The movie, almost certainly, owes its best moments to the comic talents of its voice actors, who generally acquit themselves well and are often genuinely funny. Myers, using a faux Scottish accent throughout, makes the crude, irascible Shrek into a likeable, good-hearted person for whom the viewer is able to feel sympathy. John Cleese is a delight as Fiona's worrisome, conniving father, and Larry King is disturbingly funny as Cinderella's ugly stepsister, who has been relegated to tending bar in a shady dive in order to pay the bills. Eddie Murphy is occasionally irritating as Shrek's sidekick Donkey, but even he manages to be entertaining.
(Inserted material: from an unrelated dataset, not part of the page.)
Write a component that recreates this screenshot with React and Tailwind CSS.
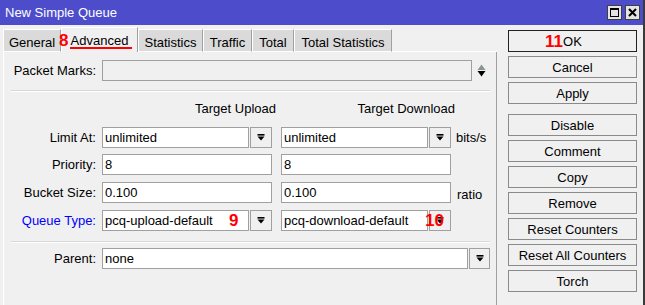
import React from 'react'

const tabs = [
  ['General', 58],
  ['Advanced', 77, true],
  ['Statistics', 65],
  ['Traffic', 49],
  ['Total', 42],
  ['Total Statistics', 98],
]

const buttons = [
  ['OK', 'mt-0'],
  ['Cancel', 'mt-[4px]'],
  ['Apply', 'mt-[4px]'],
  ['Disable', 'mt-[10px]'],
  ['Comment', 'mt-[4px]'],
  ['Copy', 'mt-[4px]'],
  ['Remove', 'mt-[4px]'],
  ['Reset Counters', 'mt-[4px]'],
  ['Reset All Counters', 'mt-[4px]'],
  ['Torch', 'mt-[4px]'],
]

function DropIcon() {
  return (
    <svg width="8" height="7" viewBox="0 0 8 7">
      <rect x="0.5" y="0" width="7" height="1.6" fill="#000" />
      <polygon points="0.5,2.6 7.5,2.6 4,6.6" fill="#000" />
    </svg>
  )
}

function DropBtn({ w = 'w-[22px]' }) {
  return (
    <div className={`${w} h-[21px] ml-px flex items-center justify-center border border-[#a0a0a0] bg-[#f0f0f0]`}>
      <DropIcon />
    </div>
  )
}

function Field({ value, w }) {
  return (
    <div className={`${w} h-[21px] border border-[#a0a0a0] bg-white px-[2px] flex items-center leading-none`}>
      {value}
    </div>
  )
}

function Label({ children, blue }) {
  return (
    <div className={`w-[92px] text-right shrink-0 leading-none ${blue ? 'text-[#0000ff]' : ''}`}>{children}</div>
  )
}

function Sep() {
  return <div className="ml-[7px] w-[479px] h-[2px] border-t border-b border-t-[#d7d7d7] border-b-white" />
}

export default function App() {
  return (
    <div className="w-[645px] h-[305px] bg-[#f0f0f0] border-r-2 border-[#3a3a3a] flex flex-col overflow-hidden text-[13px] leading-none text-black font-['Liberation_Sans',Arial,sans-serif]">
      {/* title bar */}
      <div className="h-[25px] shrink-0 bg-[#4d4dcc] flex items-center justify-between pl-[5px] pr-[3px]">
        <span className="text-white text-[13px]">New Simple Queue</span>
        <div className="flex gap-[3px]">
          <div className="w-[15px] h-[15px] bg-[#e4e4e4] border border-[#404040] flex items-center justify-center">
            <div className="w-[9px] h-[9px] border border-black border-t-2" />
          </div>
          <div className="w-[15px] h-[15px] bg-[#e4e4e4] border border-[#404040] flex items-center justify-center">
            <svg width="9" height="9" viewBox="0 0 9 9">
              <path d="M1 1 L8 8 M8 1 L1 8" stroke="#000" strokeWidth="2" />
            </svg>
          </div>
        </div>
      </div>

      <div className="flex flex-1">
        {/* left: tabs + panel */}
        <div className="w-[497px] pl-[3px] flex flex-col">
          <div className="h-[27px] flex items-end">
            {tabs.map(([name, w, active]) => (
              <div
                key={name}
                style={{ width: w }}
                className={
                  active
                    ? 'relative h-[25px] bg-[#f0f0f0] border-l border-t border-r border-l-white border-t-white border-r-[#a0a0a0] flex justify-center pt-[6px]'
                    : 'h-[23px] bg-[#dadada] border-l border-t border-r border-b border-l-white border-t-white border-r-[#a0a0a0] border-b-white flex justify-center pt-[6px]'
                }
              >
                {active && (
                  <>
                    <span className="absolute left-[-3px] top-[4px] text-[17px] leading-none font-bold text-[#ff0000]">8</span>
                    <span className="absolute left-[8px] right-[5px] top-[19px] h-[2px] bg-[#ff0000]" />
                  </>
                )}
                <span>{name}</span>
              </div>
            ))}
            <div className="flex-1 border-b border-white" />
          </div>

          <div className="flex-1 border-l border-r border-l-white border-r-[#a0a0a0] flex flex-col">
            {/* packet marks */}
            <div className="mt-[8px] h-[21px] flex items-center">
              <Label>Packet Marks:</Label>
              <div className="ml-[6px] w-[370px] h-[21px] border border-[#a0a0a0] bg-[#f0f0f0]" />
              <svg className="ml-[5px]" width="9" height="13" viewBox="0 0 9 13">
                <polygon points="0.5,6 8.5,6 4.5,0.5" fill="#8a9494" />
                <polygon points="0.5,7 8.5,7 4.5,12.5" fill="#000" />
              </svg>
            </div>
            <div className="mt-[9px]">
              <Sep />
            </div>

            {/* headers */}
            <div className="mt-[8px] h-[16px] flex items-center">
              <div className="ml-[98px] w-[174px] text-right">Target Upload</div>
              <div className="ml-[7px] w-[172px] text-right">Target Download</div>
            </div>

            {/* limit at */}
            <div className="mt-[11px] h-[21px] flex items-center">
              <Label>Limit At:</Label>
              <div className="ml-[6px] flex">
                <Field value="unlimited" w="w-[147px]" />
                <DropBtn />
              </div>
              <div className="ml-[9px] flex">
                <Field value="unlimited" w="w-[147px]" />
                <DropBtn />
              </div>
              <span className="ml-[5px]">bits/s</span>
            </div>

            {/* priority */}
            <div className="mt-[6px] h-[21px] flex items-center">
              <Label>Priority:</Label>
              <div className="ml-[6px]">
                <Field value="8" w="w-[170px]" />
              </div>
              <div className="ml-[9px]">
                <Field value="8" w="w-[170px]" />
              </div>
            </div>

            {/* bucket size */}
            <div className="mt-[7px] h-[21px] flex items-center">
              <Label>Bucket Size:</Label>
              <div className="ml-[6px]">
                <Field value="0.100" w="w-[170px]" />
              </div>
              <div className="ml-[9px]">
                <Field value="0.100" w="w-[170px]" />
              </div>
              <span className="ml-[6px] mt-[3px]">ratio</span>
            </div>

            {/* queue type */}
            <div className="mt-[7px] h-[21px] flex items-center">
              <Label blue>Queue Type:</Label>
              <div className="ml-[6px] flex relative">
                <Field value="pcq-upload-default" w="w-[147px]" />
                <DropBtn />
                <span className="absolute left-[127px] top-[2px] text-[17px] leading-none font-bold text-[#ff0000]">9</span>
              </div>
              <div className="ml-[9px] flex relative">
                <Field value="pcq-download-default" w="w-[147px]" />
                <DropBtn />
                <span className="absolute left-[144px] top-[2px] text-[17px] leading-none font-bold text-[#ff0000]">10</span>
              </div>
            </div>

            <div className="mt-[10px]">
              <Sep />
            </div>

            {/* parent */}
            <div className="mt-[5px] h-[21px] flex items-center">
              <Label>Parent:</Label>
              <div className="ml-[6px] flex">
                <Field value="none" w="w-[366px]" />
                <DropBtn w="w-[21px]" />
              </div>
            </div>
          </div>
        </div>

        {/* right: action buttons */}
        <div className="ml-[11px] pt-[5px] flex flex-col w-[129px]">
          {buttons.map(([name, mt]) => (
            <div
              key={name}
              className={`${mt} relative h-[22px] flex items-center justify-center bg-[#f0f0f0] border ${
                name === 'OK' ? 'border-[#222]' : 'border-[#8a8a8a]'
              }`}
            >
              {name === 'OK' && (
                <span className="absolute left-[36px] top-[2px] text-[17px] leading-none font-bold text-[#ff0000]">11</span>
              )}
              <span>{name}</span>
            </div>
          ))}
        </div>
      </div>
    </div>
  )
}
While none of the performances are truly impressive, they do enliven the movie and add to its appeal.

Such virtues are, however, counterbalanced by the film's weaknesses. Of these, the most consistently grating is probably the directors' addiction to making incessant references to various items of American pop-culture. Because these allusions are generally uninspired, clumsy, and forgettable, and each follows the last almost without interruption, they soon pass beyond boring and actually begin to get annoying. The directors, for example, include in the movie an imaginary television show called Knights that, imitating the lurid exploitation program Cops, portrays medieval knights in armor chasing and capturing a suspected criminal, who, incidentally, just happens to be Shrek. Subsequently, the ogre is depicted being freed from prison by his friends in a sequence mimicking one from Mission Impossible II. At other points in the movie, the film makers present the Fairy Godmother running her vast magical empire like a Mafia don and show the guests arriving at a royal ball being held to celebrate Fiona's marriage walking down a red carpet like celebrities attending the Academy Awards while an animated Joan Rivers (Joan Rivers) makes comments about them. Even the affluent capital of the kingdom of Far Far Away is made to bear a remarkable resemblance to Beverly Hills, complete with palm trees, Starbucks-like coffee shops, drive through eateries, and carriages like stretch limousines. How clever. The list goes on and on and on.

Finally, I should note that the film's computer generated animation is technically impressive, but it is also consistently uninspired and uninteresting. The movie is, consequently, more of a novelty than a work of art. Unfortunately, given the number of films that are virtually identical to it visually, Shrek 2 is not even much of a novelty.

While never particularly clever or funny, Shrek 2 is a reasonably enjoyable movie.